Но что, если мы ошибаемся в вопросе страдания? Что, если оно, на самом деле, может быть последним путём к примирению, исцелению, смирению или к исправлению наших душ?

В ответ на рассказанную г-ном Голдбергом историю его бабушки я могу предложить свою собственную историю страдания. Мой отец, который большую часть своей взрослой жизни был алкоголиком, в 1989 г. попал в ужасную автомобильную аварию. Его тазовые кости и несколько позвонков были раздроблены. Он достаточно восстановился физически, чтобы ходить и быть способным к большинству занятий, но его боли и его алкоголизм с годами ухудшались. Много раз он давал понять, что, по его мнению, ему было бы лучше умереть. Он слишком много страдал. Казалось, нет никакой надежды на восстановление – ментальное, физическое или эмоциональное. Его действия причиняли боль окружающим.

И вдруг, в апреле 2019 г., он неожиданно решил бросить пить. Вопреки просьбам семьи, он резко бросил, без всякой медицинской помощи, – и это стоило ему жизни четыре дня спустя, когда его сердце просто остановилось. Сделали вскрытие. Я была уверена, что отчёт покажет: в последние часы он «сдался» и выпил. Когда коронер [в США и Великобритании – офицер, проводящий предварительное расследование причин смерти, чтобы определить, следует ли возбуждать уголовное дело – IFN Россия] сказал мне по телефону, что токсикологический отчёт не обнаружил никаких следов алкоголя в его организме, я разрыдалась.

В тот момент я смогла простить ему десятилетия боли.

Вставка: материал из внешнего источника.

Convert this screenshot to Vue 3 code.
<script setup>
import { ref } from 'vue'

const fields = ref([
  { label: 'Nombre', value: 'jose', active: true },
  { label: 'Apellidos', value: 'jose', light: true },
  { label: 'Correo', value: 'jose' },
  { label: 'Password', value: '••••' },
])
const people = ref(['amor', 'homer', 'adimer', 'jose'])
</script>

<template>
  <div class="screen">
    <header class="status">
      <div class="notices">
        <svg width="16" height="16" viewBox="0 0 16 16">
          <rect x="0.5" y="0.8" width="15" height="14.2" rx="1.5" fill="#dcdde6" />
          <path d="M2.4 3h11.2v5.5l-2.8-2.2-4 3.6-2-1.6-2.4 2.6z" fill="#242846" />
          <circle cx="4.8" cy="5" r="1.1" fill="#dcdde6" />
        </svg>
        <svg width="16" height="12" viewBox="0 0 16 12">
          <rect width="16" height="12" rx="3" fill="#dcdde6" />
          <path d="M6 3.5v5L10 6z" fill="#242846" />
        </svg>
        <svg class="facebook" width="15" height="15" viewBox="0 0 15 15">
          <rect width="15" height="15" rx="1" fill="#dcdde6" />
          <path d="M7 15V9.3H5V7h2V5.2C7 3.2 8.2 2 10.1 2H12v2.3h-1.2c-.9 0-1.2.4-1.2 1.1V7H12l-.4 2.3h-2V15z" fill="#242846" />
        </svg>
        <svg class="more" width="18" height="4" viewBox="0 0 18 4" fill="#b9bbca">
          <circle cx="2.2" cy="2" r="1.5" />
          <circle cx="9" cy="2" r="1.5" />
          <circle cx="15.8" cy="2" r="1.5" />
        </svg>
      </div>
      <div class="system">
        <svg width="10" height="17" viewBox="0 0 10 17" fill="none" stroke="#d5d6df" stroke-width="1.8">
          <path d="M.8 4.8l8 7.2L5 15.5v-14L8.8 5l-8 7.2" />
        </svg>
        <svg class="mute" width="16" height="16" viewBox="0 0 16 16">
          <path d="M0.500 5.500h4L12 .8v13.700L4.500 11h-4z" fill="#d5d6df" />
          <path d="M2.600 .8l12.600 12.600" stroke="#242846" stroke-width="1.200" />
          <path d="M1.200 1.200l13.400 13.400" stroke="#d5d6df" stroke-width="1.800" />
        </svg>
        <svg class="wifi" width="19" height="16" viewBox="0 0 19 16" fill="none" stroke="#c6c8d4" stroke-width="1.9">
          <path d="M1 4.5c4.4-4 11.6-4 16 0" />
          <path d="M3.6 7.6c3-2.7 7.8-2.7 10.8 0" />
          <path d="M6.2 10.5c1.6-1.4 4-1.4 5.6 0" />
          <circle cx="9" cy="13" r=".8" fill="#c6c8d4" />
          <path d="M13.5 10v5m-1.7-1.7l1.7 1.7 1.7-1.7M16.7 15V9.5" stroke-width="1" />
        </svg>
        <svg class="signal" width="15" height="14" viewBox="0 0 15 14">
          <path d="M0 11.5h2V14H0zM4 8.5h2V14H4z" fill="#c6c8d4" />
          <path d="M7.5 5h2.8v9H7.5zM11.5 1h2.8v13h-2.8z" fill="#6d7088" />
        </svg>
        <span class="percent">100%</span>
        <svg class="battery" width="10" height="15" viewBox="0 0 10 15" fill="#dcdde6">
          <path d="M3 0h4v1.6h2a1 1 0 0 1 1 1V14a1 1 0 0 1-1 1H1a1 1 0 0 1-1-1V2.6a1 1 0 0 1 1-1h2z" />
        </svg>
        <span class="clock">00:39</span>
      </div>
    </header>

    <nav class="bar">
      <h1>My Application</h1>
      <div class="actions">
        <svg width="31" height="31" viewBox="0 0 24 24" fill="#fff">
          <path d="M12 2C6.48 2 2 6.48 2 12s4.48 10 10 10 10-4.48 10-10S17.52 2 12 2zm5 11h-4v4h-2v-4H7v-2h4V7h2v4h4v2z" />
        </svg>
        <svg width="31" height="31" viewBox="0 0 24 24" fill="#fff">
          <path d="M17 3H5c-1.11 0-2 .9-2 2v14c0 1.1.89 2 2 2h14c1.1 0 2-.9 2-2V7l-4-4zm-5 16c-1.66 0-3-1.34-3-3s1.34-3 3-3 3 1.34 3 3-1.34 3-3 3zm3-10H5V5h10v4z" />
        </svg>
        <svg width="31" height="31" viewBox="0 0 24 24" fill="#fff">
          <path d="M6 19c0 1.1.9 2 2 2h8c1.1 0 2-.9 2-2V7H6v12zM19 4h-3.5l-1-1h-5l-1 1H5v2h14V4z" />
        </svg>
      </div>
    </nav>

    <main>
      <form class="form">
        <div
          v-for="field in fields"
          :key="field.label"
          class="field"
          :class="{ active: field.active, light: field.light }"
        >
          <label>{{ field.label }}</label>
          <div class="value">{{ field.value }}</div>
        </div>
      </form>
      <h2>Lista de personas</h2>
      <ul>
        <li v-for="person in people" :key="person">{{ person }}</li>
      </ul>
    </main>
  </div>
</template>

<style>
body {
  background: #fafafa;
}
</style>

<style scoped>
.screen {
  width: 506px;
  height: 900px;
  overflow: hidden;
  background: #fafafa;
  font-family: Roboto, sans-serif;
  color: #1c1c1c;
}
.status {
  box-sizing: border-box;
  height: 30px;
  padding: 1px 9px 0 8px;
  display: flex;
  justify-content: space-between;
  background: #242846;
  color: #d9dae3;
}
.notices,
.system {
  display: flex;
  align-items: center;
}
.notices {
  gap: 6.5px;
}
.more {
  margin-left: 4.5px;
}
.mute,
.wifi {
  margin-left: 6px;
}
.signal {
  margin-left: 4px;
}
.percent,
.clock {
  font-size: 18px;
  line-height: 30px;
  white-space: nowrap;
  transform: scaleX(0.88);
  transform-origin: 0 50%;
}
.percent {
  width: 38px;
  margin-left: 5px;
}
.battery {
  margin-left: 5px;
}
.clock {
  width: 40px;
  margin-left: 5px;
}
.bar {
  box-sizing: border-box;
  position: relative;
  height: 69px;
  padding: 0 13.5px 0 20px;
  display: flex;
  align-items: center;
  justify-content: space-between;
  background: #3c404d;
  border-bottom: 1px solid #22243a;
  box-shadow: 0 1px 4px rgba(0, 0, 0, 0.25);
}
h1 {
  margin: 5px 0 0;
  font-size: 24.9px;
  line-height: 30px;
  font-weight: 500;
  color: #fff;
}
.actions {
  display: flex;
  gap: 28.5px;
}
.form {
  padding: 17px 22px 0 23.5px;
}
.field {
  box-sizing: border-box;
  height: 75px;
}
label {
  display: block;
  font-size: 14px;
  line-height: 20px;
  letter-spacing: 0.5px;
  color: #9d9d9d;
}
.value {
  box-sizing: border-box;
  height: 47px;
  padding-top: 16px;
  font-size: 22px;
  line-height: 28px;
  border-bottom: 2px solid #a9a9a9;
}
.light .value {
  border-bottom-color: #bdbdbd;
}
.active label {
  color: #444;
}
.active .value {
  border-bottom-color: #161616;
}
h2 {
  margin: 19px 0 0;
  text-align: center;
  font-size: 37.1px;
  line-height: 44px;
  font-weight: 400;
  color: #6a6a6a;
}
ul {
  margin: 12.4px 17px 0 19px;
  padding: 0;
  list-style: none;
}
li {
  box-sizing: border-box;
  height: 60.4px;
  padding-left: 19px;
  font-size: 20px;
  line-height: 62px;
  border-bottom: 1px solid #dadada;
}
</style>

А мой отец оказался способен победить демона, преследовавшего его, оставив всей семье намного лучшие воспоминания и историю надежды, за которую мы можем держаться. Имей мой отец доступ к эвтаназии как к средству убежать от хронических болей и ментальной болезни (алкоголизма), насколько иные воспоминания он оставил бы нам? Насколько иначе он бы чувствовал себя в конце, зная, что болезнь победила его?

Мы никогда, ни при каких обстоятельствах, не можем знать, какой конец будет у истории или какое исцеление она может принести. Делая вид, что знаем это, мы поступаем несправедливо по отношению и к самим себе, и к другим.